In the liner notes to GCS2000, the Artist says
that you are funk itself. What guys did you look up to when you
started playing bass?
When I started playing bass, I wasn't listening to bass players,
because I didn't want to be a bass player. I wanted to be a guitar
player, and that's who I listened to. If I wanted to be a bass
player, I probably would have learned the so-called proper
technique and how to play like everybody else. But because I was
thinking, "I'm going back to guitar eventually," the style that I
did develop on bass was out of necessity -- you know, to make up
for not having drums when it was just my mother and I playing. So
criticism like "That's not the correct way to play" didn't phase me
one bit because I was like, "This is not my instrument anyway --
it's temporary." And I still think like a guitar player in that I
don't look at the bass as necessarily a background instrument, and
when it comes to using effects and pedals and stuff like that, I'm
just like a guitar player. That's why on songs like "Dance to the
Music," folks are a little surprised to hear a bass coming through
a fuzz tone. But to me it makes sense.
Before Sly Stone asked you to join his band, you were
playing clubs with your mother. What else was on your resume at
that point?
I started out tap dancing really young. Then I started taking piano
lessons and I did that for a number of years and then I started
playing drums. And I played in the school band. I played clarinet
and saxophone for awhile and just went through the various
instruments because I just liked all of them. Then my father gave
me his guitar when I was about eleven. In the meantime I was also
really into singing, so I had a singing group too. I used to sing
stuff like Frankie Lymon and the Teenagers, because my voice was
high. Then one day I woke up and it was like, [low voice]

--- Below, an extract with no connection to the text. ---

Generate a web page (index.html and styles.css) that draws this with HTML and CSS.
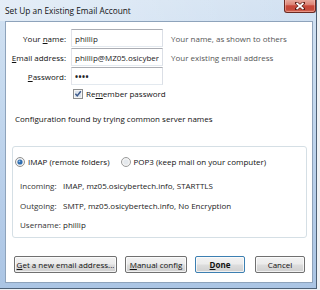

"Hello, Mom." (Laughs) So much for Frankie Lymon.
Later, when I was fourteen, I was in a group called Al Lewis and
the Modernistics. I was playing lead guitar and this guy used to
make me stand back behind the amplifier, and he would act like he
was doing the playing -- he'd be out in front with the guitar
behind his head, scootin' on the floor, putting on a show and going
crazy, but it was me playing. (Laughs). Then my mother and I
started working together as a duo, and because we didn't have any
drums I developed my thumb-slapping style to compensate. And this
lady who used to come in all the time, she was a big fan of ours
but she was also a big fan of Sly Stone because he was a DJ, and
she found out that he was gonna be starting a band and she just
took it upon herself to constantly call him and say, "You gotta
come hear this bass player!" And he finally came over to the club,
which was right on the corner of Haight and Ashbury, heard me
playing my stuff and asked me to join his band.
You played Woodstock with the Family Stone. Has anything
since compared to that?
No, not the same. Woodstock was a turning point in our lives. You
go up there and you play and everybody loves you and you hear this
roar of approval coming from half a million people. That's a sound
that you never forget. Imagine that happening, and now you go back
to play the encore. We were so pumped up, we took everything up
another notch. We went into another zone we had never been in,
rising above any performance that we had ever given. But once you
go to a place you've never been, you know how to do that again, so
every show that we did after that was affected by that one
performance.
When was the first time you played with the
Artist?
Summer of '97. I was in Tennessee playing the amphitheater, and the
Artist was playing the big venue. He called me and said, "Do you
wanna come to the after show and jam with us?" We'd met each other
briefly in the late Seventies, but we never had a chance to hang
out or play together. So I go over to this club, and there's some
serious music going down up there and he sees me, gives me the nod
to come up on stage and pick up my bass. And all the words that
could have been spoken between us over the years, all those life
experiences were experienced at that moment on stage.
You recorded GCS2000 at the Artist's Paisley Park.
Is that like being in Willy Wonka's Chocolate Factory, or is it
just another studio?
Oh no. No. I mean, first of all, the studios are state of the art.
There's nothing that he might want that he doesn't have. Everything
that you need is there. And there was no concern about budget -- I
didn't have to watch the clock, because it's like as long as the
electricity is on, as long as he pays the electric bills, tapes
will be rolling. And there's nobody that you have to answer to,
saying you can't do this and you can't do that. That's almost
unheard of. Then, on top of that, to have one of the best producers
in the world to work with you -- how much would I have to pay him
to co-produce my album, and play guitar and play keyboards? You
couldn't put a dollar figure on that. I mean, you can't ask for a
better situation, and you can actually hear that love and freedom
in the music. It's heart music.
Does he make you call him the Artist?
No. I call him Baby Brother, because he feels like I'm his big
brother. He doesn't call himself the Artist -- that's what other
people started calling him.
What does he call himself then?
Well, he's got the Symbol, which is unpronounceable, so he doesn't
call himself anything. He dropped the name.
So if he were to call you up and you ask who it is, does he
just keep saying, "It's me!"?
If he calls you on the phone, you *know* it's him.
Does his answering machine say, "You've reached ...
"?
(Laughs) He doesn't have an answering machine.